Od kiedy na ławce rezerwowych New Jersey Devils pojawił się ponownie Lou Lamoriello, który jest de facto prezydentem i głównym menedżerem zespołu gości wiadomo było, że powrót do systemu gry Devils z lat ich świetności jest nieunikniony.

System ten opiera się głównie – w dużym skrócie – na tym, że pięciu zawodników New Jersey ustawionych jest na środku tafli pomiędzy niebieskimi liniami. Oznacza to zagęszczenie lodowiska, “skrócenie” go i w konsekwencji utrudnianie przeciwnikowi wjazdu do swojej strefy obrony oraz czekanie na kontry.
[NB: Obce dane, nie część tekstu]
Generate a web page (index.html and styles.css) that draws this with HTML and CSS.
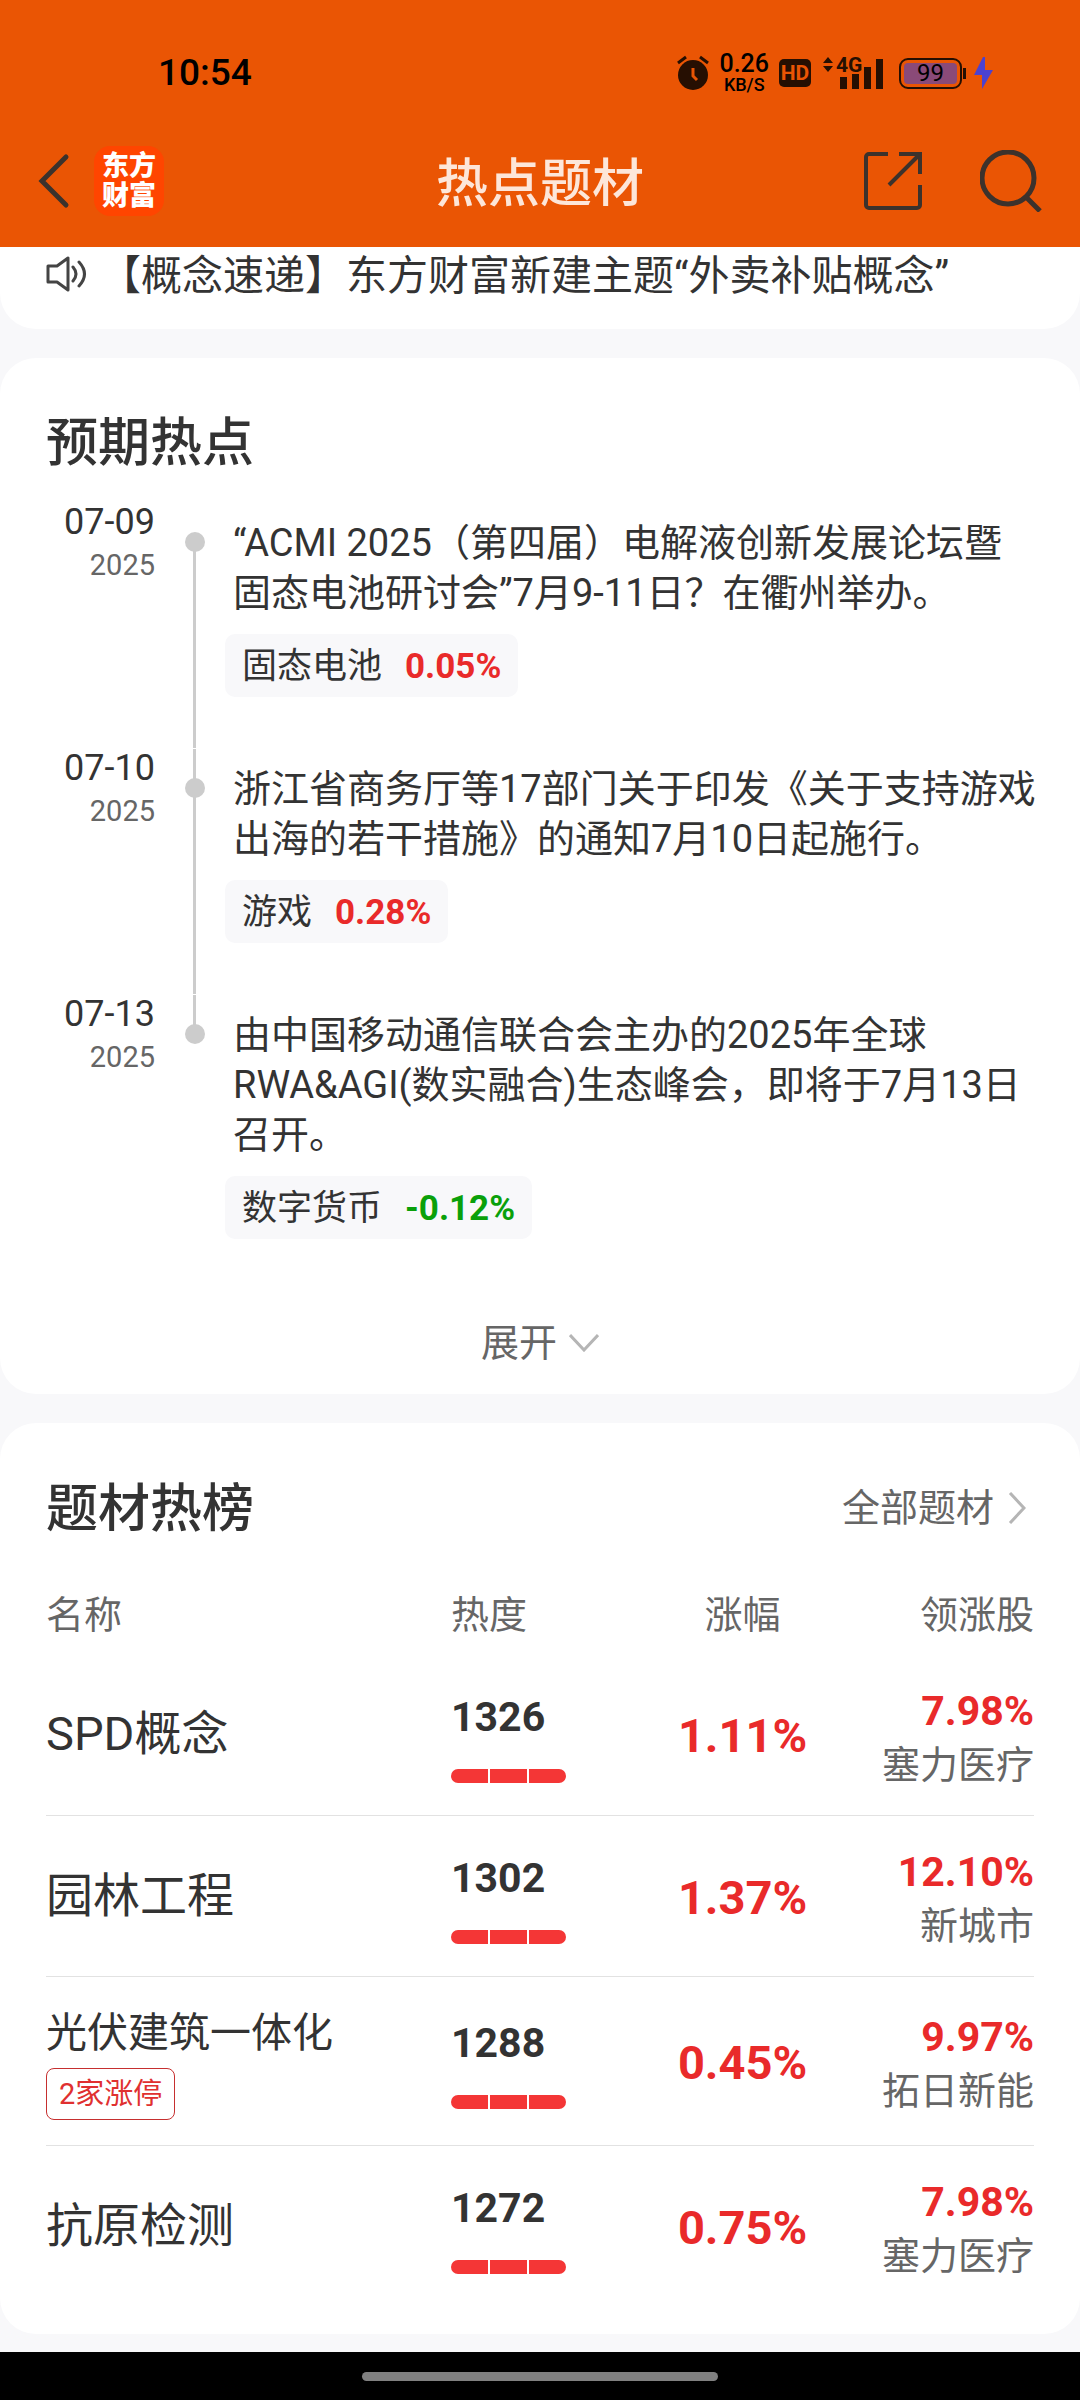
FILE: index.html
```html
<!DOCTYPE html>
<html lang="zh-CN">
<head>
    <meta charset="UTF-8">
    <meta name="viewport" content="width=device-width, initial-scale=1.0">
    <title>热点题材</title>
    <link rel="stylesheet" href="styles.css">
</head>
<body>
    <header class="header">
        <div class="status">
            <span class="time">10:54</span>
            <div class="status-icons">
                <svg class="alarm" width="32" height="36" viewBox="0 0 32 36">
                    <path d="M1 8 9 2M31 8 23 2" stroke="#260f02" stroke-width="3" fill="none"/>
                    <circle cx="16" cy="20" r="15" fill="#260f02"/>
                    <path d="M16 13v8l4 4" stroke="#ea5504" stroke-width="3" fill="none"/>
                </svg>
                <div class="speed">
                    <span class="speed-num">0.26</span>
                    <span class="speed-unit">KB/S</span>
                </div>
                <span class="hd">HD</span>
                <div class="signal">
                    <svg width="60" height="32" viewBox="0 0 60 32" fill="#260f02">
                        <path d="M0 6 5 0l5 6zM0 9h10l-5 6z"/>
                        <path d="M17 20h7v12h-7zM29 17h7v15h-7zM41 10h7v22h-7zM53 2h7v30h-7z"/>
                    </svg>
                    <span class="net">4G</span>
                </div>
                <div class="battery"><span class="level">99</span></div>
                <svg class="bolt" width="19" height="32" viewBox="0 0 19 32">
                    <path d="M9 0 0 18h8v14l11-19h-8V0z" fill="#4c42cf"/>
                </svg>
            </div>
        </div>
        <div class="navbar">
            <div class="nav-side">
                <button class="icon-btn" aria-label="返回">
                    <svg width="32" height="56" viewBox="0 0 32 56">
                        <path d="M28 4 4 28l24 24" fill="none" stroke="#3c322c" stroke-width="5" stroke-linecap="round"/>
                    </svg>
                </button>
                <span class="logo">东方<br>财富</span>
            </div>
            <h1>热点题材</h1>
            <div class="nav-side nav-right">
                <button class="icon-btn" aria-label="分享">
                    <svg width="58" height="58" viewBox="0 0 58 58" fill="none" stroke="#3c322c" stroke-width="4">
                        <path d="M24 2H5a3 3 0 0 0-3 3v48a3 3 0 0 0 3 3h48a3 3 0 0 0 3-3V33"/>
                        <path d="M35 2h21v20M56 2 25 33"/>
                    </svg>
                </button>
                <button class="icon-btn" aria-label="搜索">
                    <svg width="62" height="62" viewBox="0 0 62 62" fill="none" stroke="#3c322c" stroke-width="5">
                        <circle cx="28" cy="28" r="26"/>
                        <path d="m46 47 14 14"/>
                    </svg>
                </button>
            </div>
        </div>
    </header>

    <main class="content">
        <section class="card news">
            <svg width="42" height="36" viewBox="0 0 42 36" fill="none" stroke="#444" stroke-width="3" stroke-linejoin="round">
                <path d="M2 10h9L22 2v32l-11-8H2z"/>
                <path d="M27 11q6 7 0 14M33 6q11 12 0 24" stroke-linecap="round"/>
            </svg>
            <a href="#">【概念速递】东方财富新建主题“外卖补贴概念”</a>
        </section>

        <section class="card expected">
            <h2>预期热点</h2>
            <ul class="timeline">
                <li class="event">
                    <div class="date"><b>07-09</b><span>2025</span></div>
                    <div class="axis"></div>
                    <div class="event-body">
                        <p>“ACMI 2025（第四届）电解液创新发展论坛暨固态电池研讨会”7月9-11日？在衢州举办。</p>
                        <a class="tag" href="#">固态电池<b class="up">0.05%</b></a>
                    </div>
                </li>
                <li class="event">
                    <div class="date"><b>07-10</b><span>2025</span></div>
                    <div class="axis"></div>
                    <div class="event-body">
                        <p>浙江省商务厅等17部门关于印发《关于支持游戏出海的若干措施》的通知7月10日起施行。</p>
                        <a class="tag" href="#">游戏<b class="up">0.28%</b></a>
                    </div>
                </li>
                <li class="event">
                    <div class="date"><b>07-13</b><span>2025</span></div>
                    <div class="axis"></div>
                    <div class="event-body">
                        <p>由中国移动通信联合会主办的2025年全球RWA&amp;AGI(数实融合)生态峰会，即将于7月13日召开。</p>
                        <a class="tag" href="#">数字货币<b class="down">-0.12%</b></a>
                    </div>
                </li>
            </ul>
            <button class="expand">展开
                <svg width="30" height="18" viewBox="0 0 30 18" fill="none" stroke="#b5b5b5" stroke-width="3">
                    <path d="m1 1 14 15L29 1"/>
                </svg>
            </button>
        </section>

        <section class="card ranking">
            <div class="card-head">
                <h2>题材热榜</h2>
                <a class="more" href="#">全部题材
                    <svg width="18" height="32" viewBox="0 0 18 32" fill="none" stroke="#b5b5b5" stroke-width="3">
                        <path d="m2 1 14 15L2 31"/>
                    </svg>
                </a>
            </div>
            <table>
                <thead>
                    <tr><th class="c-name">名称</th><th class="c-heat">热度</th><th class="c-rate">涨幅</th><th class="c-lead">领涨股</th></tr>
                </thead>
                <tbody>
                    <tr>
                        <td class="name">SPD概念</td>
                        <td class="heat">1326<div class="bars"><i></i><i></i><i></i></div></td>
                        <td class="rate">1.11%</td>
                        <td class="lead"><b>7.98%</b>塞力医疗</td>
                    </tr>
                    <tr>
                        <td class="name">园林工程</td>
                        <td class="heat">1302<div class="bars"><i></i><i></i><i></i></div></td>
                        <td class="rate">1.37%</td>
                        <td class="lead"><b>12.10%</b>新城市</td>
                    </tr>
                    <tr class="tall">
                        <td class="name long">光伏建筑一体化<span class="badge">2家涨停</span></td>
                        <td class="heat">1288<div class="bars"><i></i><i></i><i></i></div></td>
                        <td class="rate">0.45%</td>
                        <td class="lead"><b>9.97%</b>拓日新能</td>
                    </tr>
                    <tr>
                        <td class="name">抗原检测</td>
                        <td class="heat">1272<div class="bars"><i></i><i></i><i></i></div></td>
                        <td class="rate">0.75%</td>
                        <td class="lead"><b>7.98%</b>塞力医疗</td>
                    </tr>
                </tbody>
            </table>
        </section>
    </main>

    <footer class="gesture"><span></span></footer>
</body>
</html>
```
FILE: styles.css
```css
* {
    box-sizing: border-box;
}
body {
    margin: 0;
    min-height: 100vh;
    display: flex;
    flex-direction: column;
    background: #f8f8fa;
    color: #333;
    font-family: Roboto, "Noto Sans CJK SC", sans-serif;
    font-size: 38px;
    line-height: 50px;
}
h1, h2, p, ul {
    margin: 0;
    padding: 0;
}
h1, h2 {
    font-size: 52px;
    line-height: 60px;
    font-weight: 500;
}
a {
    color: inherit;
    text-decoration: none;
}
button {
    border: none;
    background: none;
    padding: 0;
    color: inherit;
    font: inherit;
    cursor: pointer;
}
svg {
    display: block;
    flex: none;
}

/* header */
.header {
    background: #ea5504;
    padding: 48px 38px 31px;
}
.status {
    display: flex;
    justify-content: space-between;
    align-items: center;
    height: 50px;
    padding: 0 49px 0 120px;
    color: #000;
}
.time {
    font-size: 37px;
    font-weight: 500;
}
.status-icons {
    display: flex;
    align-items: center;
}
.speed {
    display: flex;
    flex-direction: column;
    align-items: center;
    margin: 0 10px;
    font-weight: 500;
}
.speed-num {
    font-size: 25px;
    line-height: 24px;
}
.speed-unit {
    font-size: 18px;
    line-height: 18px;
}
.hd {
    width: 32px;
    height: 28px;
    border-radius: 5px;
    background: #260f02;
    color: #ea5504;
    font-size: 21px;
    font-weight: 700;
    line-height: 29px;
    text-align: center;
}
.signal {
    position: relative;
    margin: 0 16px 0 12px;
}
.net {
    position: absolute;
    left: 13px;
    top: -2px;
    font-size: 21px;
    font-weight: 700;
    line-height: 20px;
    color: #260f02;
}
.battery {
    position: relative;
    width: 63px;
    height: 31px;
    padding: 3px;
    border: 2px solid #260f02;
    border-radius: 9px;
}
.battery::after {
    content: "";
    position: absolute;
    right: -6px;
    top: 8px;
    width: 3px;
    height: 11px;
    background: #260f02;
}
.level {
    display: block;
    border-radius: 4px;
    background: #8a4a78;
    font-size: 24px;
    line-height: 21px;
    text-align: center;
}
.bolt {
    margin-left: 12px;
}
.navbar {
    display: flex;
    justify-content: space-between;
    align-items: center;
    height: 70px;
    margin-top: 48px;
}
.nav-side {
    flex: 1;
    display: flex;
    align-items: center;
    gap: 24px;
}
.nav-right {
    justify-content: flex-end;
    gap: 58px;
}
.navbar h1 {
    padding-top: 8px;
    color: #fde6d9;
}
.logo {
    width: 70px;
    height: 70px;
    padding: 5px 0;
    border-radius: 16px;
    background: #ff4500;
    color: #fff;
    font-size: 27px;
    font-weight: 900;
    line-height: 30px;
    text-align: center;
}

/* cards */
.content {
    display: flex;
    flex-direction: column;
    gap: 29px;
}
.card {
    background: #fff;
    border-radius: 36px;
    padding: 0 46px;
}
.news {
    display: flex;
    align-items: center;
    gap: 12px;
    border-radius: 0 0 36px 36px;
    padding-bottom: 29px;
    font-size: 41px;
    line-height: 48px;
}
.news a {
    padding-top: 5px;
    white-space: nowrap;
}

/* timeline */
.expected {
    padding-top: 56px;
    padding-bottom: 26px;
}
.timeline {
    list-style: none;
    margin-top: 28px;
}
.event {
    display: flex;
    min-height: 246px;
}
.date {
    width: 109px;
    display: flex;
    flex-direction: column;
    text-align: right;
}
.date b {
    font-size: 36px;
    font-weight: 400;
    line-height: 40px;
}
.date span {
    color: #666;
    font-size: 29px;
    line-height: 46px;
}
.axis {
    position: relative;
    width: 20px;
    margin: 0 20px 0 30px;
    background: linear-gradient(#ccc, #ccc) 8px 1px / 3px 100% no-repeat;
}
.axis::before {
    content: "";
    position: absolute;
    left: 0;
    top: 30px;
    width: 20px;
    height: 20px;
    border-radius: 50%;
    background: #ccc;
}
.event:first-child .axis {
    background-position: 8px 40px;
}
.event:last-child .axis {
    background-size: 3px 40px;
}
.event-body {
    flex: 1;
    margin-right: -3px;
    padding-top: 16px;
}
.event-body p {
    padding-left: 8px;
}
.tag {
    display: inline-flex;
    gap: 23px;
    margin-top: 16px;
    padding: 2px 17px 0;
    border-radius: 10px;
    background: #f8f8fa;
    font-size: 35px;
    line-height: 61px;
}
.up {
    color: #e92a2a;
}
.down {
    color: #0aa00a;
}
.expand {
    display: flex;
    align-items: center;
    gap: 12px;
    margin: 78px auto 0;
    color: #666;
}

/* ranking */
.ranking {
    padding-top: 57px;
    padding-bottom: 28px;
}
.card-head {
    display: flex;
    justify-content: space-between;
    align-items: center;
}
.more {
    display: flex;
    align-items: center;
    gap: 14px;
    padding: 0 8px 4px 0;
    color: #666;
}
table {
    width: 100%;
    margin-top: 50px;
    table-layout: fixed;
    border-collapse: collapse;
}
th {
    height: 64px;
    padding: 0;
    color: #666;
    font-weight: 400;
    text-align: left;
    vertical-align: top;
}
.c-name {
    width: 41%;
}
.c-heat {
    width: 20%;
}
.c-rate {
    width: 19%;
    text-align: center;
}
.c-lead {
    width: 20%;
    text-align: right;
}
td {
    height: 161px;
    padding: 0;
}
.tall td {
    height: 169px;
}
tbody tr + tr td {
    border-top: 1px solid #e2e2e2;
}
.name {
    font-size: 47px;
}
.name.long {
    padding-top: 6px;
    font-size: 41px;
}
.badge {
    display: block;
    width: max-content;
    margin-top: 10px;
    padding: 0 12px;
    border: 1px solid #c62f2f;
    border-radius: 8px;
    color: #e03030;
    font-size: 29px;
    line-height: 50px;
}
.heat {
    padding-top: 6px;
    font-size: 41px;
    font-weight: 700;
}
.bars {
    display: flex;
    gap: 2px;
    width: 115px;
    height: 14px;
    margin-top: 27px;
    border-radius: 7px;
    overflow: hidden;
}
.bars i {
    flex: 1;
    background: #f43636;
}
.rate {
    padding-top: 4px;
    color: #e92a2a;
    font-size: 47px;
    font-weight: 700;
    text-align: center;
}
.lead {
    padding-top: 7px;
    color: #666;
    line-height: 54px;
    text-align: right;
}
.lead b {
    display: block;
    color: #e92a2a;
    font-size: 41px;
}

/* system gesture bar */
.gesture {
    display: flex;
    justify-content: center;
    align-items: center;
    height: 48px;
    margin-top: auto;
    background: #000;
}
.gesture span {
    width: 33%;
    height: 9px;
    border-radius: 5px;
    background: #808080;
}
```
Jest to hokej bardzo frustrujący dla oponenta i mało atrakcyjny dla kibiców. Bardzo ważne w takim przypadku jest wówczas wykorzystywanie każdej nadarzającej się okazji do zdobycia gola, a w szczególności zdobywanie bramek w okresie przewagi liczebnej.

Przez pierwsze 30 minut Chicago Blackhawks miało spore trudności ze sforsowaniem muru gości. Co gorsza, mimo że pojedynek był wyrównany to Devils parokrotnie zamknęło Hawks w ich strefie lodowiska, co w końcu przyniosło efekt bramkowy dla gości. Gol ten nie powinien jednakże paść, lecz źle ustawiony Corey Crawford sam parkanem wpakował sobie krążek do bramki, odbijając w ten niefortunny sposób strzał Petera Harrolda. Na szczęście chicagowski bramkarz pomylił się wczoraj tylko raz, a – co najważniejsze – z biegiem czasu prezentował się coraz solidniej. Jego popisem umiejętności było wybronienie sytuacji w trzeciej tercji, kiedy to przed jego bramką znalazło się 2 zawodników gości i ani jednego gracza Hawks. Jak ważny był to moment dla tego pojedynku niech świadczy fakt, że tuż wcześniej chicagowianie wyrównali po niesygnalizowanym strzale z nadgarstka Mariana Hossy, a zaraz po obronie Crawforda gospodarze podwyższyli na 2:1 po dobitce strzału Słowaka przez Jonathana Toewsa. W ciągu paru minut losy spotkania odmieniły się diametralnie, w czym zasługa m.in. właśnie golkipera Hawks.

Chicagowianie ustalili wynik meczu na 3:1 strzelając do pustej bramki w ostatniej minucie gry (Kris Versteeg). Rezultat spotkania mógłby być korzystniejszy dla Hawks, ale ważniejsze w tym momencie jest zaliczenie wygranej i dwóch punktów niż więcej goli na koncie.

W zespole gospodarzy zadebiutowali wczoraj dwaj hokeiści. Obrońca Kyle Cumiskey oraz urodzony w Południowej Karolinie, ale wychowany w West Dundee (Illinois) skrzydłowy Ryan Hartman. Obaj zaprezentowali się bardzo dobrze i Hawks mogą mieć z tych zawodników sporo pociechy. Z ostatecznymi ocenami tych graczy trzeba się wstrzymać i zaczekać na jeszcze parę ich występów w NHL.

* CHICAGO BLACKHAWKS – NEW JERSEY DEVILS 3:1 (0:1, 0:0, 3:0)
0:1 Harrold (2. gol w sezonie) asysty: Gomez i Merrill 15.30 min.
1:1 Hossa (17., podczas gry w przewadze) asysty: Saad i Seabrook  41.27 min.
2:1 Toews (16.) asysty: Hossa i Seabrook 44.10 min.
3:1 Versteeg (10. do pustej bramki) asysty: Kane i Keith 59.16 min.

Strzały na bramkę: 35-26 na korzyść Hawks.